** start of Records shown **

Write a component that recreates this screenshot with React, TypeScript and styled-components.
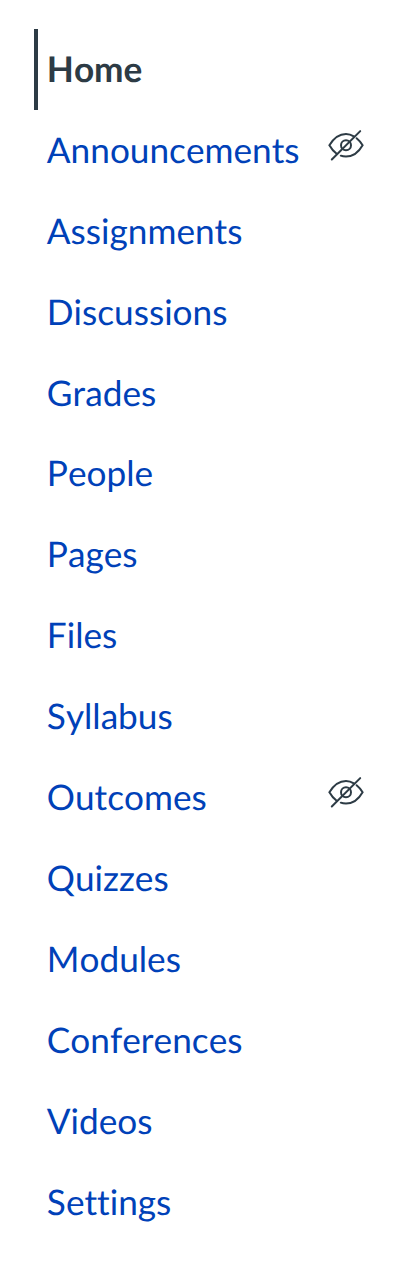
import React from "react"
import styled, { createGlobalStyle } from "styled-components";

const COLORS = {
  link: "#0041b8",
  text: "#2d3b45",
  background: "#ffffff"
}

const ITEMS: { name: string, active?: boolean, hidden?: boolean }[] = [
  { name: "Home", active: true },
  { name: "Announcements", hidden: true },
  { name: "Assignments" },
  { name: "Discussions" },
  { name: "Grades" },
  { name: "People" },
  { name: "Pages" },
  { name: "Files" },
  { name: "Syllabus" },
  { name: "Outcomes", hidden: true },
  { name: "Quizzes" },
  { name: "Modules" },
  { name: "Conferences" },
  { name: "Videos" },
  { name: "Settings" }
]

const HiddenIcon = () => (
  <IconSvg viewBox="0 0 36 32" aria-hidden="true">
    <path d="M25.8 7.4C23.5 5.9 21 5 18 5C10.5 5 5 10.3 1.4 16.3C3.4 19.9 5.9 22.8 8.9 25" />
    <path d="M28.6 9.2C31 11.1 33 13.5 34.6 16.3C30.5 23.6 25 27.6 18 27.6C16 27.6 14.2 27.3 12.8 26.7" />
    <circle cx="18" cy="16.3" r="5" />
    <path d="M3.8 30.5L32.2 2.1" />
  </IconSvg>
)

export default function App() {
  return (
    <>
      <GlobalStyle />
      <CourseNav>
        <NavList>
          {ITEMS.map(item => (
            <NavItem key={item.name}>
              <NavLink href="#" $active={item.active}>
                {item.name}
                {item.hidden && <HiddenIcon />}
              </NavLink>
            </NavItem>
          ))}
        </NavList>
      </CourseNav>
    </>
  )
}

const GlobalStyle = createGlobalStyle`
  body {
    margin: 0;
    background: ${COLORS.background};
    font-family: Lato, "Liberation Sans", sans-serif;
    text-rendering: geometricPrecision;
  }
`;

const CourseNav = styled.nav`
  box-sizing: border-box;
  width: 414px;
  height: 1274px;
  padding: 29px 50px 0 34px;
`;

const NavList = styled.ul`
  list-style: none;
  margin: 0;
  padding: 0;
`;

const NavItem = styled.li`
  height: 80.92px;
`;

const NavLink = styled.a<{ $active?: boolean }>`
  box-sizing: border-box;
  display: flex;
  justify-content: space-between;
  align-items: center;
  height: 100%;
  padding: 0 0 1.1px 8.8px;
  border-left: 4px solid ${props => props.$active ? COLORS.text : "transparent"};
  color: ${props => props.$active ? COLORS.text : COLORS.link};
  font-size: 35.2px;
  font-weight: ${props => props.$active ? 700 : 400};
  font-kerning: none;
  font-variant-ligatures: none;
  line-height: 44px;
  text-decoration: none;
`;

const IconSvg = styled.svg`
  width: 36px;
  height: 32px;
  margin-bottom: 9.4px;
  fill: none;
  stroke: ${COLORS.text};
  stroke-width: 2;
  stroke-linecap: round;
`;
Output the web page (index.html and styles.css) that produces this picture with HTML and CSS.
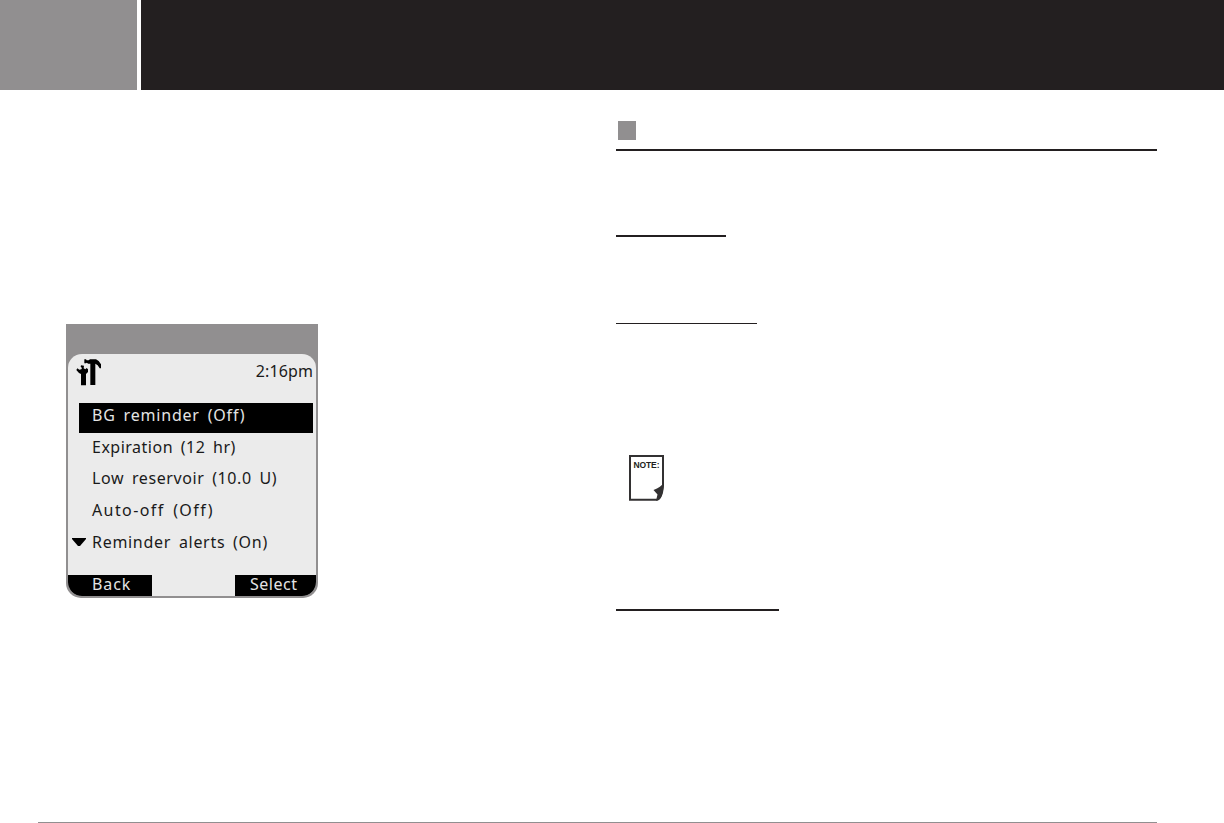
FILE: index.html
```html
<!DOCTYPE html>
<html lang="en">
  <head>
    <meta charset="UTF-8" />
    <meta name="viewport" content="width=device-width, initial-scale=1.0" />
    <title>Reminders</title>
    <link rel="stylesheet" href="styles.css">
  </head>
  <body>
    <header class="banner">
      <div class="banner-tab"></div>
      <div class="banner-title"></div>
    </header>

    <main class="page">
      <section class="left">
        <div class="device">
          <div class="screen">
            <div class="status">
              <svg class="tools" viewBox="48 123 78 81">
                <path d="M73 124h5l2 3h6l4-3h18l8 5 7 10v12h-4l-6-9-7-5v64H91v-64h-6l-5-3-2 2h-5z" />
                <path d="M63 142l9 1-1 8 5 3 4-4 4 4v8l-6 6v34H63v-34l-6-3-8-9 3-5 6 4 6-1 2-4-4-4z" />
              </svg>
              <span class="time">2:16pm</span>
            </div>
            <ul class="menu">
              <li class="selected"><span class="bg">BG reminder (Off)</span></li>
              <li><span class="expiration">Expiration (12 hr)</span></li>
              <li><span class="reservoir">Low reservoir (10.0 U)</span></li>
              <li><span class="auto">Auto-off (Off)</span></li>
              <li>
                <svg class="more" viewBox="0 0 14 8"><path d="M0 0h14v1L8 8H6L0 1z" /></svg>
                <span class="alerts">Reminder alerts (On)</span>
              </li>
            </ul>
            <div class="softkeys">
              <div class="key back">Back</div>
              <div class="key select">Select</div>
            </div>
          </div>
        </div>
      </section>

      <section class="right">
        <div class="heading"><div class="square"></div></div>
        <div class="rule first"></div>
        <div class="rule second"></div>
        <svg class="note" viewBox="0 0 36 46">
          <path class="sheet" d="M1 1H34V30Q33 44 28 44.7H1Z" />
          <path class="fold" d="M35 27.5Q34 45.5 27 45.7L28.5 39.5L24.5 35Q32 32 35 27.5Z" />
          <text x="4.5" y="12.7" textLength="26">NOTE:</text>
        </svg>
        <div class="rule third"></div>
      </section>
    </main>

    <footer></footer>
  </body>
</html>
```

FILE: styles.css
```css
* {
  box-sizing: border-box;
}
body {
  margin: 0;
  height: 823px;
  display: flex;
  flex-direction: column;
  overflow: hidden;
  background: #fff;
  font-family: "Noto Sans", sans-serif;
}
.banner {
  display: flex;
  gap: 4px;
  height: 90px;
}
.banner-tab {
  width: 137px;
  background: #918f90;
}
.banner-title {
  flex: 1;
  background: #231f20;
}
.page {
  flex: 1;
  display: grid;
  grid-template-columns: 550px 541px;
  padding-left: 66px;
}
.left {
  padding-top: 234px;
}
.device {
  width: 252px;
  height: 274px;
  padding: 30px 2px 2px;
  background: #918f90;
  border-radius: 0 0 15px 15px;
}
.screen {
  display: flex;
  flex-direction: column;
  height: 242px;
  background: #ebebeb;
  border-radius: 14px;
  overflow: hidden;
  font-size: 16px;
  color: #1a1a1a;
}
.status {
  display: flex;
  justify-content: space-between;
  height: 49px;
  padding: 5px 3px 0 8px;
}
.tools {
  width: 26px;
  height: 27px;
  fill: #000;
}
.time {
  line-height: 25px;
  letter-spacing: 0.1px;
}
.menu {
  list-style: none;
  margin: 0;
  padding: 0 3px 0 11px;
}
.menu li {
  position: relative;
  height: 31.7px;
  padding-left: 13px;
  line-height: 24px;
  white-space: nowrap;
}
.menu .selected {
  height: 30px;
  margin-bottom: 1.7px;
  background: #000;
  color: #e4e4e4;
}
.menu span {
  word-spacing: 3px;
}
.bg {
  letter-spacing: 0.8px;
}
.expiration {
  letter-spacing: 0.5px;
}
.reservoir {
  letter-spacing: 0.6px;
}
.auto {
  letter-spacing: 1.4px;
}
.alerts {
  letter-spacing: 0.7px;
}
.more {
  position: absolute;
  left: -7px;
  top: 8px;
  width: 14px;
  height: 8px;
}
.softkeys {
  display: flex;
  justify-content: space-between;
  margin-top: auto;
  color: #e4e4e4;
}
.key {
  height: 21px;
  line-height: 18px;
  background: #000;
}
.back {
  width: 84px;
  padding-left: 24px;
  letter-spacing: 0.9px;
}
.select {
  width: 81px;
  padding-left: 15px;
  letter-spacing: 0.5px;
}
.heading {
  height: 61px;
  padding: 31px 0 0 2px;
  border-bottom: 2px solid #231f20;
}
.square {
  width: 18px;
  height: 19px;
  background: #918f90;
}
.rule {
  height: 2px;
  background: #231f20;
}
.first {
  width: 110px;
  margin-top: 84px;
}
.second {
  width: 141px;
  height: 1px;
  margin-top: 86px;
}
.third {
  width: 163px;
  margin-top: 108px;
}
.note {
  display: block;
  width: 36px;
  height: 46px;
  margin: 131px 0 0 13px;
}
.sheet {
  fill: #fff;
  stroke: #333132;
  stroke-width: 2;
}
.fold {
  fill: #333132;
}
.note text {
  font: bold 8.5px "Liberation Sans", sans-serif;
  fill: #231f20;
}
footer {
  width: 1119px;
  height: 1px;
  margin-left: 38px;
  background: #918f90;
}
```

** end of Records shown **

▶ _Goal of the exercise_
Which lines of the material contain the string "that"? List each of them.

▶ _Solution_
Write a component that recreates this screenshot with React, TypeScript and styled-components.
Output the web page (index.html and styles.css) that produces this picture with HTML and CSS.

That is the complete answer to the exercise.